After her interest in preserving the independence and prosperity of Mantua, and sometimes above her friendly relations, the main attachment of her life was collecting manuscripts, statues, paintings, porcelain, antique marbles, and small products of goldsmithing. For purchasing works of art and antiques she followed the principle of economy, and for efforts to discover works she sought help from friends and employed special agents from Milan to Rhodes. She bargained when buying, because the treasury of her small country was insufficient for her great ambitions. Her collection was small, but every item in it had excellent value and quality in its type. She owned statues by Michelangelo and paintings by Mantegna, Perugino, and Francia. Since she was not satisfied with these works, she persistently asked Leonardo da Vinci and Giovanni Bellini to paint for her, but the two refused on the grounds that she added more than the amount to the compliment, and undoubtedly also because she wanted to determine the details of every picture herself. In some cases, including when she wanted to pay 115 ducats (2875 dollars) for one of Jan van Eyck's works called The Passage of the Red Sea, she borrowed a large sum to satisfy her love of creating a masterpiece. She was not generous toward Mantegna, but when that great genius died, she persuaded her husband to invite Lorenzo Costa to Mantua with good pay. Costa decorated the favorite retreat of Gian Francesco Gonzaga, the palace of San Sebastiano, painted pictures of his family, and made a mediocre image of the Virgin for the church of Sant'Andrea.
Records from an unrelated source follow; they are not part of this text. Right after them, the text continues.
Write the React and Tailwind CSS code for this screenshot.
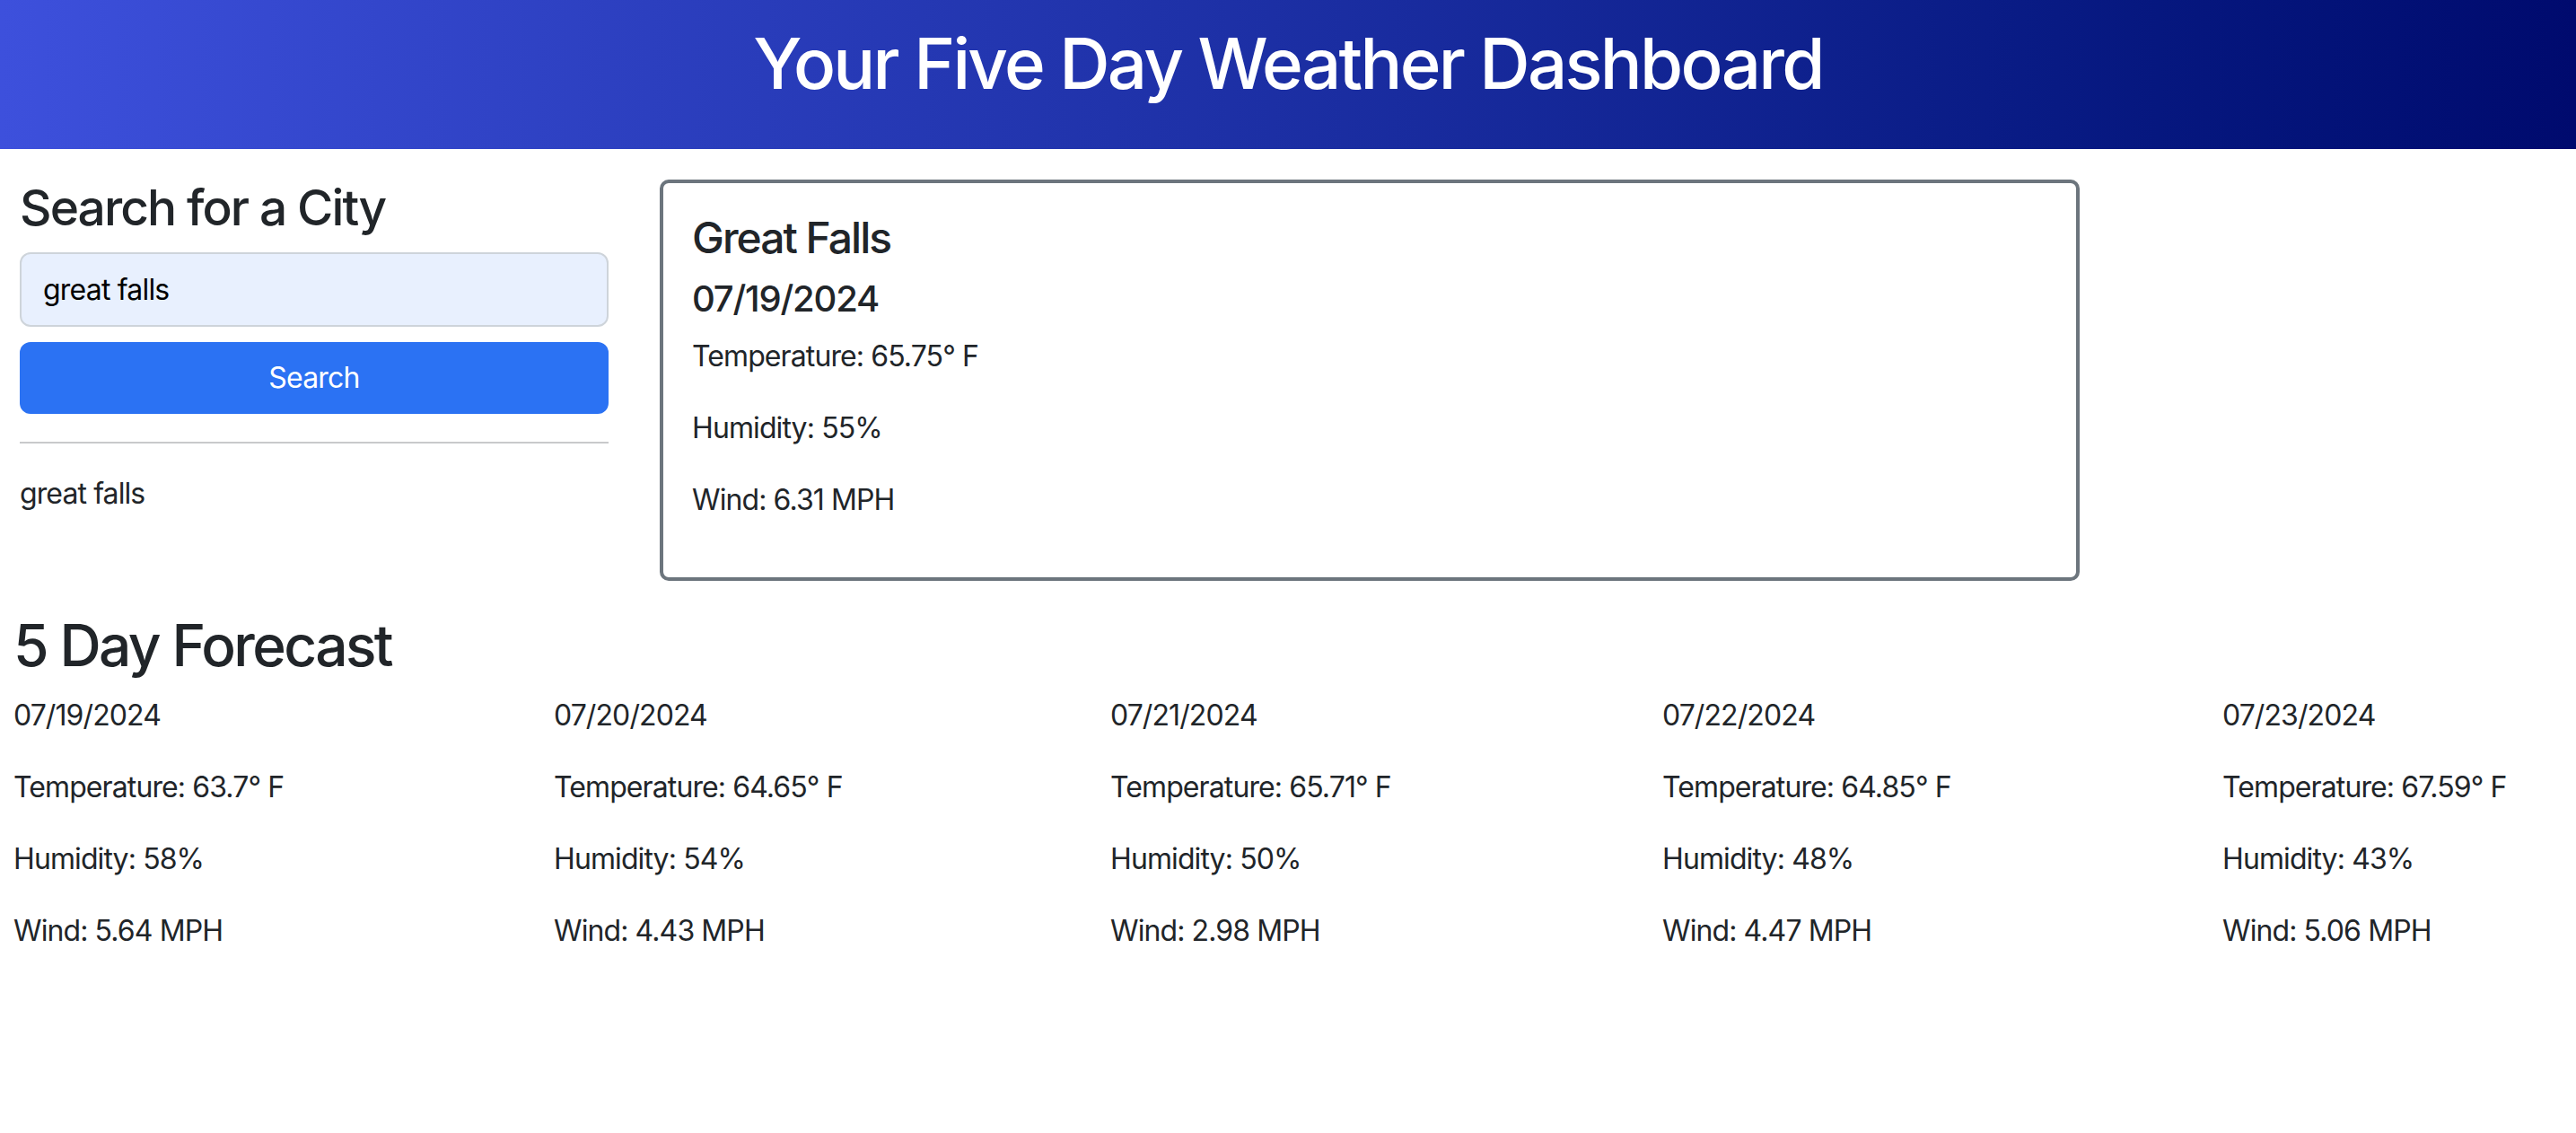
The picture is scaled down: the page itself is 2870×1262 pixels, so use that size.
import React, { useState } from "react";

const forecast = [
  { date: "07/19/2024", temp: "63.7", humidity: "58", wind: "5.64" },
  { date: "07/20/2024", temp: "64.65", humidity: "54", wind: "4.43" },
  { date: "07/21/2024", temp: "65.71", humidity: "50", wind: "2.98" },
  { date: "07/22/2024", temp: "64.85", humidity: "48", wind: "4.47" },
  { date: "07/23/2024", temp: "67.59", humidity: "43", wind: "5.06" },
];

export default function App() {
  const [city, setCity] = useState("great falls");
  const [history] = useState(["great falls"]);

  return (
    <div className="min-h-screen bg-white text-[#212529] font-['Inter','Liberation_Sans',sans-serif]">
      <header className="h-[166px] pt-[23px] bg-linear-to-r from-[#3d50dc] to-[#000a6e] text-center">
        <h1 className="text-[78px] leading-[96px] font-medium text-white tracking-[-2.7px]">
          Your Five Day Weather Dashboard
        </h1>
      </header>

      <main className="flex gap-[57px] px-[22px] pt-[32px]">
        <section className="w-[656px] shrink-0">
          <h3 className="text-[55px] leading-[67px] font-medium tracking-[-1.9px]">Search for a City</h3>
          <input
            type="text"
            value={city}
            onChange={(e) => setCity(e.target.value)}
            className="mt-[16px] block w-full h-[83px] px-[24px] text-[32px] text-black bg-[#e8f0fe] border-2 border-[#ced4da] rounded-[12px] outline-none tracking-[-0.8px]"
          />
          <button className="mt-[17px] w-full h-[80px] bg-[#2b72f3] text-white text-[32px] rounded-[12px] tracking-[-0.8px]">
            Search
          </button>
          <hr className="mt-[31px] border-t-2 border-[#c8c9cb]" />
          <div className="mt-[32px]">
            {history.map((item) => (
              <p key={item} className="text-[32px] leading-[48px] tracking-[-0.9px]">{item}</p>
            ))}
          </div>
        </section>

        <section className="mt-[2px] w-[1582px] h-[447px] border-4 border-[#6c757d] rounded-[10px] p-[32px]">
          <h4 className="text-[48px] leading-[57px] font-medium tracking-[-2px]">Great Falls</h4>
          <h5 className="mt-[16px] text-[40px] leading-[48px] font-medium tracking-[-1.2px]">07/19/2024</h5>
          <p className="mt-[16px] text-[32px] leading-[48px] tracking-[-0.9px]">Temperature: 65.75° F</p>
          <p className="mt-[32px] text-[32px] leading-[48px] tracking-[-0.9px]">Humidity: 55%</p>
          <p className="mt-[32px] text-[32px] leading-[48px] tracking-[-0.9px]">Wind: 6.31 MPH</p>
        </section>
      </main>

      <section className="px-[15px] pt-[33px]">
        <h2 className="text-[64px] leading-[77px] font-medium tracking-[-2.6px]">5 Day Forecast</h2>
        <div className="mt-[16px] grid grid-cols-[602px_620px_615px_624px_auto]">
          {forecast.map((day) => (
            <div key={day.date} className="text-[32px] leading-[48px] tracking-[-0.9px]">
              <p className="mb-[32px]">{day.date}</p>
              <p className="mb-[32px]">Temperature: {day.temp}° F</p>
              <p className="mb-[32px]">Humidity: {day.humidity}%</p>
              <p className="mb-[32px]">Wind: {day.wind} MPH</p>
            </div>
          ))}
        </div>
      </section>
    </div>
  );
}
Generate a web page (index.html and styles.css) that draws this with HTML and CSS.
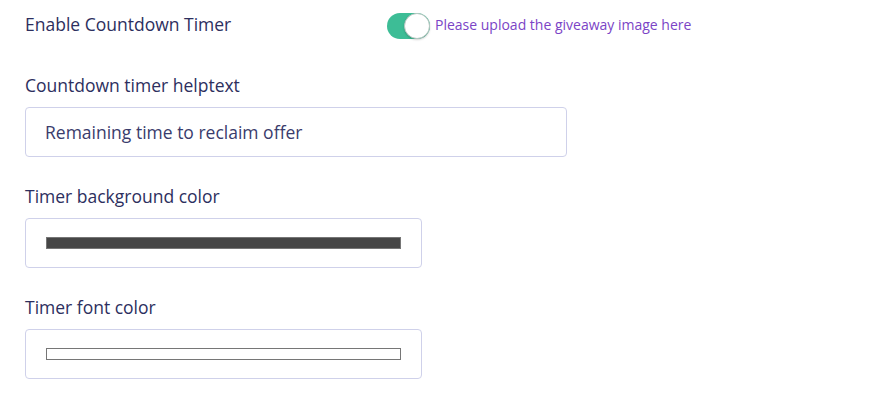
FILE: index.html
```html
<!DOCTYPE html>
<html>
<head>
<meta charset="utf-8">
<link rel="stylesheet" href="styles.css">
</head>
<body>
<div class="form">
  <div class="toggle-row">
    <label class="label toggle-label">Enable Countdown Timer</label>
    <span class="switch"><span class="knob"></span></span>
    <span class="hint">Please upload the giveaway image here</span>
  </div>
  <div class="field">
    <label class="label">Countdown timer helptext</label>
    <div class="box wide"><span class="value">Remaining time to reclaim offer</span></div>
  </div>
  <div class="field">
    <label class="label">Timer background color</label>
    <div class="box narrow"><span class="swatch dark"></span></div>
  </div>
  <div class="field">
    <label class="label">Timer font color</label>
    <div class="box narrow"><span class="swatch light"></span></div>
  </div>
</div>
</body>
</html>
```
FILE: styles.css
```css
html, body {
  margin: 0;
  padding: 0;
  background: #ffffff;
}
body {
  font-family: "Open Sans", "Noto Sans", sans-serif;
  color: #2d2f5e;
}
.form {
  padding: 12px 0 0 25px;
  display: flex;
  flex-direction: column;
  gap: 27px;
}
.label {
  display: block;
  font-size: 17.5px;
  line-height: 24px;
  color: #2d2f5e;
}
.toggle-row {
  display: flex;
  align-items: flex-start;
  height: 34px;
}
.toggle-label {
  width: 362px;
}
.switch {
  position: relative;
  display: block;
  width: 43px;
  height: 26px;
  margin-top: 1px;
  border-radius: 13px;
  background: #3dbd96;
}
.knob {
  position: absolute;
  right: 0;
  top: 0;
  width: 24px;
  height: 24px;
  border-radius: 50%;
  background: #ffffff;
  border: 1px solid #b9c7c2;
  box-shadow: 0 1px 2px rgba(0,0,0,0.18);
}
.hint {
  margin-left: 5px;
  margin-top: 3px;
  font-size: 14px;
  line-height: 20px;
  color: #7b44c6;
}
.field {
  display: flex;
  flex-direction: column;
  gap: 10px;
}
.box {
  box-sizing: border-box;
  height: 50px;
  border: 1px solid #cfd1ea;
  border-radius: 4px;
  display: flex;
  align-items: center;
  padding: 0 20px 0 19px;
}
.wide { width: 542px; }
.narrow { width: 397px; }
.value {
  font-size: 17.5px;
  color: #3a3c6c;
}
.swatch {
  display: block;
  box-sizing: border-box;
  width: 100%;
  height: 12px;
  margin-left: 1px;
  border: 1px solid #767676;
}
.swatch.dark { background: #464646; }
.swatch.light { background: #ffffff; }
```
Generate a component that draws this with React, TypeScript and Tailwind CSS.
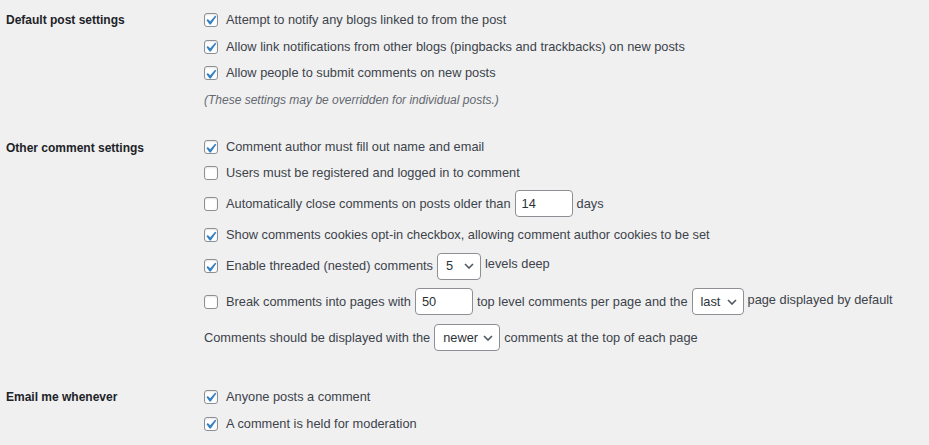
import React from 'react';

function Check({ on }: { on?: boolean }) {
  return (
    <span className="mr-[8px] inline-flex h-[14px] w-[14px] shrink-0 items-center justify-center rounded-[3px] border border-[#8c8f94] bg-white shadow-[inset_0_1px_2px_rgba(0,0,0,0.1)]">
      {on && (
        <svg viewBox="0 0 20 20" className="h-[19px] w-[19px] shrink-0 -translate-x-[1px] translate-y-[1px]">
          <path d="M14.83 4.89l1.34.94-5.81 8.38H9.02L5.78 9.67l1.34-1.25 2.57 2.4z" fill="#3582c4" />
        </svg>
      )}
    </span>
  );
}

function TextBox({ value, w }: { value: string; w: string }) {
  return (
    <span className={`mx-[4px] inline-flex h-[27px] items-center rounded-[4px] border border-[#8c8f94] bg-white px-[6px] text-[#2c3338] ${w}`}>
      {value}
    </span>
  );
}

function Select({ value, w }: { value: string; w: string }) {
  return (
    <span className={`mx-[4px] inline-flex h-[27px] items-center justify-between rounded-[4px] border border-[#8c8f94] bg-white pl-[8px] pr-[6px] text-[#2c3338] ${w}`}>
      <span>{value}</span>
      <svg viewBox="0 0 10 6" className="h-[6px] w-[10px]">
        <polyline points="1,1 5,5 9,1" fill="none" stroke="#50575e" strokeWidth="1.6" />
      </svg>
    </span>
  );
}

function Row({ h, children }: { h: string; children: React.ReactNode }) {
  return <div className={`flex items-center whitespace-nowrap ${h}`}>{children}</div>;
}

function Section({ label, children, className }: { label: string; children: React.ReactNode; className?: string }) {
  return (
    <div className={`flex ${className ?? ''}`}>
      <div className="w-[204px] shrink-0 pl-[6px] pt-[1px] text-[12px] font-bold leading-[27px] text-[#1d2327]">{label}</div>
      <div className="flex flex-col">{children}</div>
    </div>
  );
}

export default function App() {
  return (
    <div className="min-h-[445px] w-[929px] bg-[#f0f0f1] pt-[6px] text-[12.8px] text-[#3c434a] [font-family:'Liberation_Sans',Arial,sans-serif]">
      <Section label="Default post settings">
        <Row h="h-[27px]"><Check on />Attempt to notify any blogs linked to from the post</Row>
        <Row h="h-[27px]"><Check on />Allow link notifications from other blogs (pingbacks and trackbacks) on new posts</Row>
        <Row h="h-[26px]"><Check on />Allow people to submit comments on new posts</Row>
        <div className="mt-[1px] flex h-[26px] items-center text-[12px] italic text-[#646970]">(These settings may be overridden for individual posts.)</div>
      </Section>

      <Section label="Other comment settings" className="mt-[21px]">
        <Row h="h-[26px]"><Check on />Comment author must fill out name and email</Row>
        <Row h="h-[26px]"><Check />Users must be registered and logged in to comment</Row>
        <Row h="h-[35px]">
          <Check />Automatically close comments on posts older than
          <TextBox value="14" w="w-[58px]" />days
        </Row>
        <Row h="h-[28px]"><Check on />Show comments cookies opt-in checkbox, allowing comment author cookies to be set</Row>
        <Row h="h-[34px]">
          <Check on />Enable threaded (nested) comments
          <Select value="5" w="w-[44px]" />
          <span className="mb-[4px]">levels deep</span>
        </Row>
        <Row h="h-[37px]">
          <Check />Break comments into pages with
          <TextBox value="50" w="w-[58px]" />top level comments per page and the
          <Select value="last" w="w-[52px]" />
          <span className="mb-[4px]">page displayed by default</span>
        </Row>
        <Row h="h-[35px]">
          Comments should be displayed with the
          <Select value="newer" w="w-[66px]" />
          comments at the top of each page
        </Row>
      </Section>

      <Section label="Email me whenever" className="mt-[28px]">
        <Row h="h-[27px]"><Check on />Anyone posts a comment</Row>
        <Row h="h-[27px]"><Check on />A comment is held for moderation</Row>
      </Section>
    </div>
  );
}
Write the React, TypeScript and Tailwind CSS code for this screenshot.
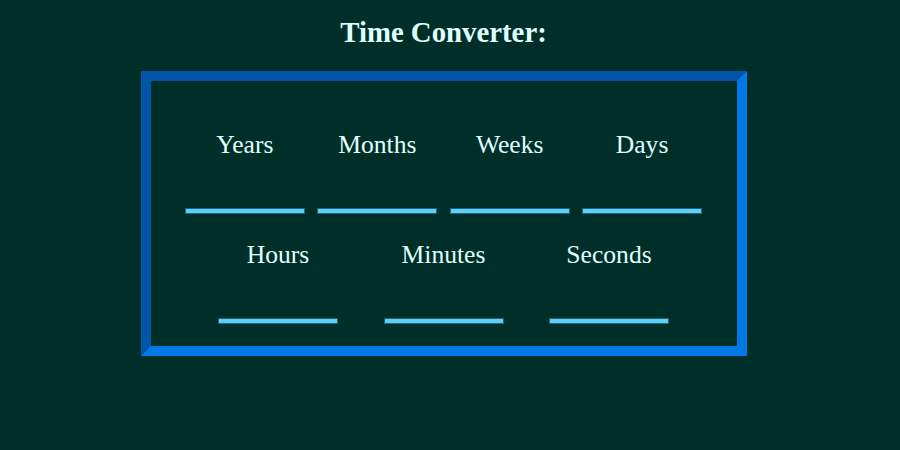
import React from "react";

const serif = { fontFamily: '"Liberation Serif", "Times New Roman", serif' };

function Field({ label }: { label: string }) {
  return (
    <div className="flex w-[118px] flex-col items-center">
      <div className="text-[25.6px] leading-[30px] text-[#e0ffff] whitespace-nowrap">{label}</div>
      <div className="mt-[49px] h-[4px] w-[118px] bg-[#5ccffa] shadow-[0_0_0_1px_rgba(92,207,250,0.35)]" />
    </div>
  );
}

export default function App() {
  return (
    <div className="min-h-[450px] w-full bg-[#002f29]" style={serif}>
      <div className="w-[887px] pt-[16px]">
        <h1 className="text-center text-[28.8px] font-bold leading-[33px] text-[#e0ffff]">Time Converter:</h1>
        <div className="mx-auto mt-[22px] h-[285px] w-[606px] border-[10px] border-solid border-t-[#0055a8] border-l-[#0055a8] border-b-[#0078e8] border-r-[#0078e8] pt-[49px]">
          <div className="mx-auto flex w-[544px] justify-evenly">
            <Field label="Years" />
            <Field label="Months" />
            <Field label="Weeks" />
            <Field label="Days" />
          </div>
          <div className="mx-auto mt-[26.5px] flex w-[544px] justify-evenly">
            <Field label="Hours" />
            <Field label="Minutes" />
            <Field label="Seconds" />
          </div>
        </div>
      </div>
    </div>
  );
}
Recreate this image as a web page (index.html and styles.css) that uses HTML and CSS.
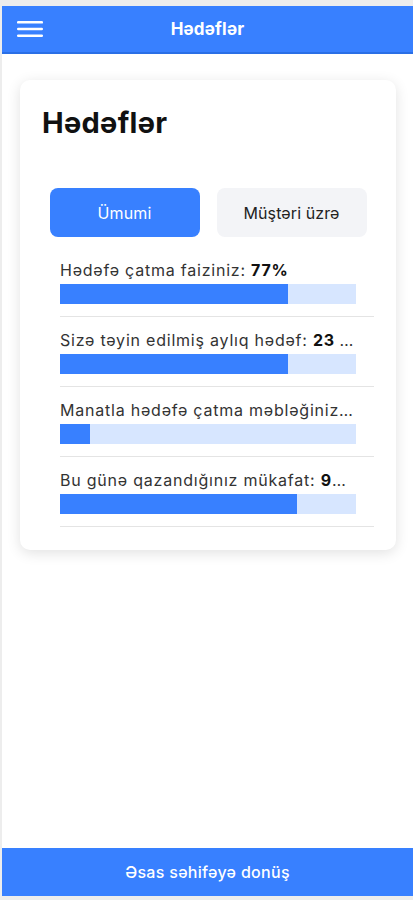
FILE: index.html
```html
<!DOCTYPE html>
<html lang="az">
<head>
<meta charset="utf-8">
<title>Hədəflər</title>
<link rel="stylesheet" href="styles.css">
</head>
<body>
<div class="app">
  <header class="topbar">
    <button class="menu" aria-label="Menu">
      <svg width="26" height="18" viewBox="0 0 26 18"><rect x="0" y="1" width="26" height="2.6" rx="1.2" fill="#fff"/><rect x="0" y="7.7" width="26" height="2.6" rx="1.2" fill="#fff"/><rect x="0" y="14.4" width="26" height="2.6" rx="1.2" fill="#fff"/></svg>
    </button>
    <h1 class="topbar-title">Hədəflər</h1>
  </header>
  <main class="content">
    <section class="card">
      <h2 class="card-title">Hədəflər</h2>
      <div class="tabs">
        <button class="tab tab-active">Ümumi</button>
        <button class="tab">Müştəri üzrə</button>
      </div>
      <ul class="goals">
        <li class="goal">
          <div class="goal-inner">
            <p class="goal-label">Hədəfə çatma faiziniz: <b>77%</b></p>
            <div class="bar"><div class="bar-fill" style="width:77%"></div></div>
          </div>
        </li>
        <li class="goal">
          <div class="goal-inner">
            <p class="goal-label">Sizə təyin edilmiş aylıq hədəf: <b>23 000 AZN</b></p>
            <div class="bar"><div class="bar-fill" style="width:77%"></div></div>
          </div>
        </li>
        <li class="goal">
          <div class="goal-inner">
            <p class="goal-label">Manatla hədəfə çatma məbləğiniz: <b>2 300 AZN</b></p>
            <div class="bar"><div class="bar-fill" style="width:10%"></div></div>
          </div>
        </li>
        <li class="goal">
          <div class="goal-inner">
            <p class="goal-label">Bu günə qazandığınız mükafat: <b>95 AZN</b></p>
            <div class="bar"><div class="bar-fill" style="width:80%"></div></div>
          </div>
        </li>
      </ul>
    </section>
  </main>
  <footer class="footer">
    <button class="footer-btn">Əsas səhifəyə donüş</button>
  </footer>
</div>
</body>
</html>
```
FILE: styles.css
```css
* { box-sizing: border-box; }
html, body { margin: 0; padding: 0; }
body {
  background: #ededed;
  font-family: Inter, "Liberation Sans", Arial, sans-serif;
  height: 900px;
  padding: 6px 0 4px 2px;
}
.app {
  height: 100%;
  display: flex;
  flex-direction: column;
  background: #fff;
}
.topbar {
  height: 48px;
  background: #3880ff;
  border-bottom: 2px solid #2a6fe6;
  display: flex;
  align-items: center;
  justify-content: center;
  position: relative;
}
.menu {
  position: absolute;
  left: 15px;
  top: 14px;
  background: none;
  border: 0;
  padding: 0;
  width: 26px;
  height: 18px;
  display: flex;
}
.topbar-title {
  margin: 0;
  color: #fff;
  font-size: 17px;
  font-weight: 700;
  letter-spacing: 0.2px;
}
.content {
  flex: 1;
  padding: 26px 17px 0 18px;
}
.card {
  background: #fff;
  border-radius: 10px;
  box-shadow: 0 3px 14px rgba(0,0,0,0.12);
  padding: 26px 22px 23px 22px;
}
.card-title {
  margin: 0;
  font-size: 29px;
  line-height: 34px;
  font-weight: 700;
  color: #111;
  letter-spacing: 0.3px;
}
.tabs {
  display: flex;
  justify-content: center;
  gap: 17px;
  margin-top: 48px;
  margin-bottom: 10px;
}
.tab {
  width: 150px;
  height: 49px;
  border: 0;
  border-radius: 8px;
  background: #f3f4f7;
  color: #222;
  font-family: inherit;
  font-size: 16px;
  font-weight: 400;
  letter-spacing: 0.1px;
}
.tab-active {
  background: #3880ff;
  color: #fff;
}
.goals {
  list-style: none;
  margin: 0;
  padding: 0 0 0 18px;
}
.goal {
  border-bottom: 1px solid #e4e4e4;
  padding: 13px 18px 12px 0;
}
.goal-label {
  margin: 0;
  font-size: 16px;
  line-height: 20px;
  color: #333;
  letter-spacing: 0.78px;
  white-space: nowrap;
  overflow: hidden;
  text-overflow: ellipsis;
}
.goal-label b { color: #111; font-weight: 700; }
.bar {
  margin-top: 4px;
  height: 20px;
  background: #d7e6ff;
}
.bar-fill {
  height: 100%;
  background: #3880ff;
}
.footer {
  height: 48px;
  background: #3880ff;
}
.footer-btn {
  width: 100%;
  height: 100%;
  border: 0;
  background: none;
  color: #fff;
  font-family: inherit;
  font-size: 16px;
  font-weight: 500;
  letter-spacing: 0.3px;
}
```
In 1524 Giulio Pippi, known as Romano, the greatest pupil of Raphael, settled in Mantua and astonished the entire court with his skill in architecture and painting. Almost the entire Ducal Palace was decorated according to his designs and with his brush and that of his pupils—Francesco Primaticcio, Niccolò dell'Abbate, and Michelangelo Anselmi. Federico, Isabella's son, who had now come to power, like Romano, had developed an interest in pagan subjects and nude images in Rome; therefore he ordered that the walls and ceilings of several rooms of the palace be decorated with delightful images of Aurora, Apollo, the Judgment of Paris, the Rape of Helen, and other mythological themes. In 1525, Giulio began his most famous architectural work, the Palazzo del Te, near the city. A vast quadrangle of one-story buildings, with a simple design of stone blocks and Renaissance-style windows, encloses a space that was once a beautiful garden but was destroyed in the Second World War and is now deserted. The interior is astonishing: suites of rooms decorated with square columns, carved cornices, figured consoles, and coffered vaults; walls, ceilings, and skylights in which the stories of the Titans and Olympians, Cupid and Psyche, Venus and Adonis and Mars, and Zeus and Olympia are painted. The figures in these images are all naked and joyful, painted with the passionate and bold taste of the late Renaissance. Primaticcio, to complete these lavish masterpieces filled with heroic struggles, created with stucco a high relief of a group of Roman soldiers in motion that was in the style of Mantegna's Triumph of Caesar and almost with the skill of Phidias. When Primaticcio and dell'Abbate were summoned by Francis I to Fontainebleau, they transferred the decorative style of "rosy nudes," which Giulio Romano had brought to Mantua as a souvenir of his work with Raphael in Rome, to the royal palaces of France. The art of the pagan era cast its light from the fortress of Christianity upon the Christian world.
Isabella's last years were full of both joy and bitterness. She assisted her ailing husband in governing Mantua. Her policy saved Mantua from first becoming prey to Cesare Borgia, then falling into the trap of Louis XII, afterward being subjugated by Francis I, and finally falling into the hands of Charles V; when Gian Francesco or Federico approached the brink of political misfortune, Isabella cleverly deceived those greedy rivals one after another, tamed them with flattery, or enchanted them with her beauty. Federico, who succeeded his father in 1519, was a capable general and ruler, but he allowed his mistress to take his mother's place as ruler of the Mantuan court. Perhaps to escape this humiliation, Isabella went to Rome in 1525 to obtain a cardinal's position for her son Ercole. Clement VII paid no attention to her request; but the cardinals welcomed her, placed one of the halls of the Colonna Palace at her disposal, and kept her there long enough that she found herself imprisoned there during the Sack of Rome (1527). With her usual skill she extricated herself from that abyss, obtained the desired cardinalate for Ercole, and entered Mantua triumphantly.
In 1529, while still attractive at the age of fifty-five, she went to the Congress of Bologna, enchanted the emperor and the pope with her manners, helped the rulers of Urbino and Ferrara to preserve their lands from annexation to the Papal States, and urged Charles V to grant the title of Duke to Federico. In the same year Titian came to Mantua and painted a famous portrait of her; the fate of this portrait is unknown, but a copy made by Rubens shows a woman who still possesses power and love of life. Bembo, who saw her eight years later, was astonished by her vitality, quick mind, and wide interests. He called her "the wisest and happiest woman"; but her wisdom could not accept old age with good cheer. In 1539, at the age of sixty-four, she died and was buried with the previous rulers of Mantua in the church of San Francesco. Her son ordered a magnificent tomb to be built for her, and he himself joined her in the other world a year later. When the French sacked Mantua in 1797, the tombs of the marquises of Mantua were destroyed and the ashes of the bodies in them were mixed with the soil.